Reproduce the listing word for word, leaving every picture behind.

- **Provided data**

=-=-=-=-=

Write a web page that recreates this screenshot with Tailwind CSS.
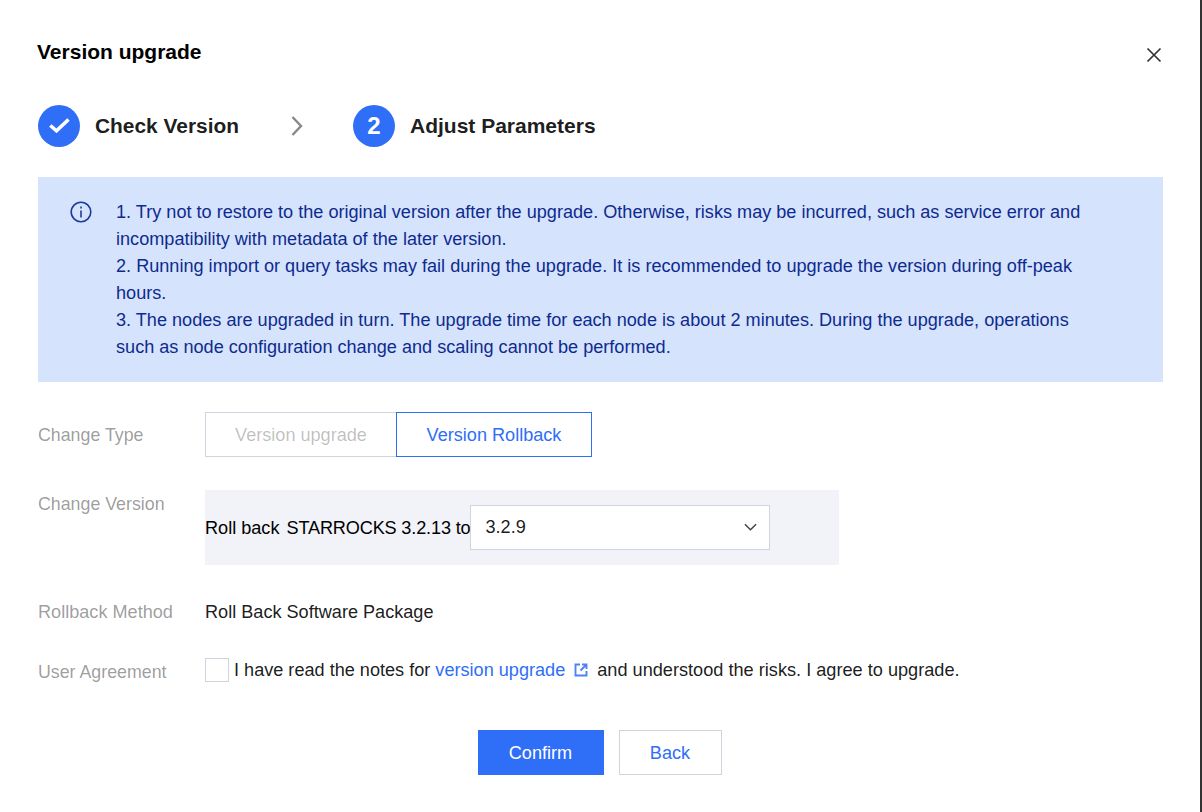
<!doctype html>
<html>
<head>
<meta charset="utf-8">
<script src="https://cdn.jsdelivr.net/npm/@tailwindcss/browser@4"></script>
</head>
<body class="m-0 bg-white">
<div class="relative w-[1200px] h-[812px] bg-white font-['Liberation_Sans',Arial,sans-serif] text-[#000000e6] text-[18.12px] pl-[38px] pr-[37px] overflow-hidden">
  <h1 class="pt-[40px] h-[92px] -ml-px text-[21px] leading-[24px] font-bold text-black">Version upgrade</h1>
  <button class="absolute left-[1146px] top-[47px] w-[16px] h-[16px] p-0">
    <svg viewBox="0 0 16 16" class="w-[16px] h-[16px]" fill="none" stroke="#333" stroke-width="1.7"><path d="M1.5 1.5 14.5 14.5M14.5 1.5 1.5 14.5"/></svg>
  </button>
  <div class="flex items-center h-[45px] mt-[11px]">
    <span class="w-[42px] h-[42px] shrink-0 rounded-full bg-[#2f6ef7] flex items-center justify-center">
      <svg viewBox="0 0 21 15" class="w-[21px] h-[15px]" fill="none" stroke="#fff" stroke-width="3.6"><path d="M1.3 7.5 7.5 12.8 19.5 1.5"/></svg>
    </span>
    <span class="ml-[15px] text-[20.9px] font-bold text-[#000000e6] w-[144px] whitespace-nowrap">Check Version</span>
    <svg viewBox="0 0 12 20" class="ml-[52px] w-[12px] h-[20px]" fill="none" stroke="#888" stroke-width="2.4"><path d="M1.5 1 10 10 1.5 19"/></svg>
    <span class="ml-[50px] w-[42px] h-[42px] shrink-0 rounded-full bg-[#2f6ef7] flex items-center justify-center text-white font-bold text-[24px]">2</span>
    <span class="ml-[15px] text-[21px] font-bold text-[#000000e6] whitespace-nowrap">Adjust Parameters</span>
  </div>
  <div class="flex mt-[29px] h-[205px] bg-[#d5e4fc] pl-[32px] pt-[22px] text-[#0f2a8f] leading-[27px]">
    <svg viewBox="0 0 22 22" class="w-[22px] h-[22px] mt-[2px] shrink-0" fill="none" stroke="#1c3a9e" stroke-width="1.6"><circle cx="11" cy="11" r="9.8"/><path d="M11 9.5V16.5"/><path d="M11 5.5V7.5"/></svg>
    <div class="ml-[24px] w-[985px]">
      1. Try not to restore to the original version after the upgrade. Otherwise, risks may be incurred, such as service error and incompatibility with metadata of the later version.<br>
      2. Running import or query tasks may fail during the upgrade. It is recommended to upgrade the version during off-peak hours.<br>
      3. The nodes are upgraded in turn. The upgrade time for each node is about 2 minutes. During the upgrade, operations such as node configuration change and scaling cannot be performed.
    </div>
  </div>
  <div class="flex mt-[30px] h-[45px]">
    <div class="w-[167px] leading-[47px] text-[#00000066] text-[17.8px]">Change Type</div>
    <div class="flex h-[45px] leading-[45px]">
      <div class="w-[191px] border border-[#cfd5de] border-r-0 text-center text-[#00000042]">Version upgrade</div>
      <div class="w-[196px] border border-[#2f6ef7] text-center text-[#2f6ef7]">Version Rollback</div>
    </div>
  </div>
  <div class="flex mt-[33px]">
    <div class="w-[167px] leading-[28px] text-[#00000066] text-[17.8px]">Change Version</div>
    <div class="w-[634px] h-[75px] bg-[#f2f3f8] flex items-center">
      <span class="text-black whitespace-nowrap pt-[2px]">Roll back</span><span class="ml-[7px] w-[184px] pt-[2px] text-black whitespace-nowrap tracking-[-0.15px]">STARROCKS 3.2.13 to</span>
      <div class="w-[300px] h-[45px] bg-white border border-[#cfd5de] flex items-center justify-between pl-[14px] pr-[12px] text-[#000000e6]">
        <span>3.2.9</span>
        <svg viewBox="0 0 14 8" class="w-[13px] h-[8px] -mt-[2px]" fill="none" stroke="#444" stroke-width="1.6"><path d="M1 1 7 7 13 1"/></svg>
      </div>
    </div>
  </div>
  <div class="flex mt-[34px] leading-[27px]">
    <div class="w-[167px] text-[#00000066]">Rollback Method</div>
    <div class="text-[#000000e6]">Roll Back Software Package</div>
  </div>
  <div class="flex mt-[30px] leading-[27px]">
    <div class="w-[167px] text-[#00000066] pt-[3px] text-[17.8px]">User Agreement</div>
    <div class="flex items-center h-[27px]">
      <span class="w-[24px] h-[24px] border border-[#cfd5de] bg-white"></span>
      <span class="ml-[5px] pt-[2px]">I have read the notes for <span class="text-[#2f6ef7]">version upgrade</span></span>
      <svg viewBox="0 0 14 14" class="ml-[9px] w-[14px] h-[14px]" fill="none" stroke="#4f83f5" stroke-width="1.9"><path d="M6 1.5H1.5V12.5H12.5V8"/><path d="M8 1.5H12.5V6M12.5 1.5 6.5 7.5"/></svg>
      <span class="ml-[9px] pt-[2px] text-[18.17px]">and understood the risks. I agree to upgrade.</span>
    </div>
  </div>
  <div class="flex justify-center gap-[15px] mt-[44px] mr-[2px]">
    <button class="w-[126px] h-[45px] pt-[2px] bg-[#2f6ef7] text-white">Confirm</button>
    <button class="w-[103px] h-[45px] pt-[2px] bg-white border border-[#cfd5de] text-[#2f6ef7]">Back</button>
  </div>
</div>
<div class="fixed right-0 top-0 w-[2px] h-full bg-[#333]"></div>
</body>
</html>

=-=-=-=-=

- **Worked solution**
Write a web page that recreates this screenshot with Tailwind CSS.
<!doctype html>
<html>
<head>
<meta charset="utf-8">
<script src="https://cdn.jsdelivr.net/npm/@tailwindcss/browser@4"></script>
</head>
<body class="m-0 bg-white">
<div class="relative w-[1200px] h-[812px] bg-white font-['Liberation_Sans',Arial,sans-serif] text-[#000000e6] text-[18.12px] pl-[38px] pr-[37px] overflow-hidden">
  <h1 class="pt-[40px] h-[92px] -ml-px text-[21px] leading-[24px] font-bold text-black">Version upgrade</h1>
  <button class="absolute left-[1146px] top-[47px] w-[16px] h-[16px] p-0">
    <svg viewBox="0 0 16 16" class="w-[16px] h-[16px]" fill="none" stroke="#333" stroke-width="1.7"><path d="M1.5 1.5 14.5 14.5M14.5 1.5 1.5 14.5"/></svg>
  </button>
  <div class="flex items-center h-[45px] mt-[11px]">
    <span class="w-[42px] h-[42px] shrink-0 rounded-full bg-[#2f6ef7] flex items-center justify-center">
      <svg viewBox="0 0 21 15" class="w-[21px] h-[15px]" fill="none" stroke="#fff" stroke-width="3.6"><path d="M1.3 7.5 7.5 12.8 19.5 1.5"/></svg>
    </span>
    <span class="ml-[15px] text-[20.9px] font-bold text-[#000000e6] w-[144px] whitespace-nowrap">Check Version</span>
    <svg viewBox="0 0 12 20" class="ml-[52px] w-[12px] h-[20px]" fill="none" stroke="#888" stroke-width="2.4"><path d="M1.5 1 10 10 1.5 19"/></svg>
    <span class="ml-[50px] w-[42px] h-[42px] shrink-0 rounded-full bg-[#2f6ef7] flex items-center justify-center text-white font-bold text-[24px]">2</span>
    <span class="ml-[15px] text-[21px] font-bold text-[#000000e6] whitespace-nowrap">Adjust Parameters</span>
  </div>
  <div class="flex mt-[29px] h-[205px] bg-[#d5e4fc] pl-[32px] pt-[22px] text-[#0f2a8f] leading-[27px]">
    <svg viewBox="0 0 22 22" class="w-[22px] h-[22px] mt-[2px] shrink-0" fill="none" stroke="#1c3a9e" stroke-width="1.6"><circle cx="11" cy="11" r="9.8"/><path d="M11 9.5V16.5"/><path d="M11 5.5V7.5"/></svg>
    <div class="ml-[24px] w-[985px]">
      1. Try not to restore to the original version after the upgrade. Otherwise, risks may be incurred, such as service error and incompatibility with metadata of the later version.<br>
      2. Running import or query tasks may fail during the upgrade. It is recommended to upgrade the version during off-peak hours.<br>
      3. The nodes are upgraded in turn. The upgrade time for each node is about 2 minutes. During the upgrade, operations such as node configuration change and scaling cannot be performed.
    </div>
  </div>
  <div class="flex mt-[30px] h-[45px]">
    <div class="w-[167px] leading-[47px] text-[#00000066] text-[17.8px]">Change Type</div>
    <div class="flex h-[45px] leading-[45px]">
      <div class="w-[191px] border border-[#cfd5de] border-r-0 text-center text-[#00000042]">Version upgrade</div>
      <div class="w-[196px] border border-[#2f6ef7] text-center text-[#2f6ef7]">Version Rollback</div>
    </div>
  </div>
  <div class="flex mt-[33px]">
    <div class="w-[167px] leading-[28px] text-[#00000066] text-[17.8px]">Change Version</div>
    <div class="w-[634px] h-[75px] bg-[#f2f3f8] flex items-center">
      <span class="text-black whitespace-nowrap pt-[2px]">Roll back</span><span class="ml-[7px] w-[184px] pt-[2px] text-black whitespace-nowrap tracking-[-0.15px]">STARROCKS 3.2.13 to</span>
      <div class="w-[300px] h-[45px] bg-white border border-[#cfd5de] flex items-center justify-between pl-[14px] pr-[12px] text-[#000000e6]">
        <span>3.2.9</span>
        <svg viewBox="0 0 14 8" class="w-[13px] h-[8px] -mt-[2px]" fill="none" stroke="#444" stroke-width="1.6"><path d="M1 1 7 7 13 1"/></svg>
      </div>
    </div>
  </div>
  <div class="flex mt-[34px] leading-[27px]">
    <div class="w-[167px] text-[#00000066]">Rollback Method</div>
    <div class="text-[#000000e6]">Roll Back Software Package</div>
  </div>
  <div class="flex mt-[30px] leading-[27px]">
    <div class="w-[167px] text-[#00000066] pt-[3px] text-[17.8px]">User Agreement</div>
    <div class="flex items-center h-[27px]">
      <span class="w-[24px] h-[24px] border border-[#cfd5de] bg-white"></span>
      <span class="ml-[5px] pt-[2px]">I have read the notes for <span class="text-[#2f6ef7]">version upgrade</span></span>
      <svg viewBox="0 0 14 14" class="ml-[9px] w-[14px] h-[14px]" fill="none" stroke="#4f83f5" stroke-width="1.9"><path d="M6 1.5H1.5V12.5H12.5V8"/><path d="M8 1.5H12.5V6M12.5 1.5 6.5 7.5"/></svg>
      <span class="ml-[9px] pt-[2px] text-[18.17px]">and understood the risks. I agree to upgrade.</span>
    </div>
  </div>
  <div class="flex justify-center gap-[15px] mt-[44px] mr-[2px]">
    <button class="w-[126px] h-[45px] pt-[2px] bg-[#2f6ef7] text-white">Confirm</button>
    <button class="w-[103px] h-[45px] pt-[2px] bg-white border border-[#cfd5de] text-[#2f6ef7]">Back</button>
  </div>
</div>
<div class="fixed right-0 top-0 w-[2px] h-full bg-[#333]"></div>
</body>
</html>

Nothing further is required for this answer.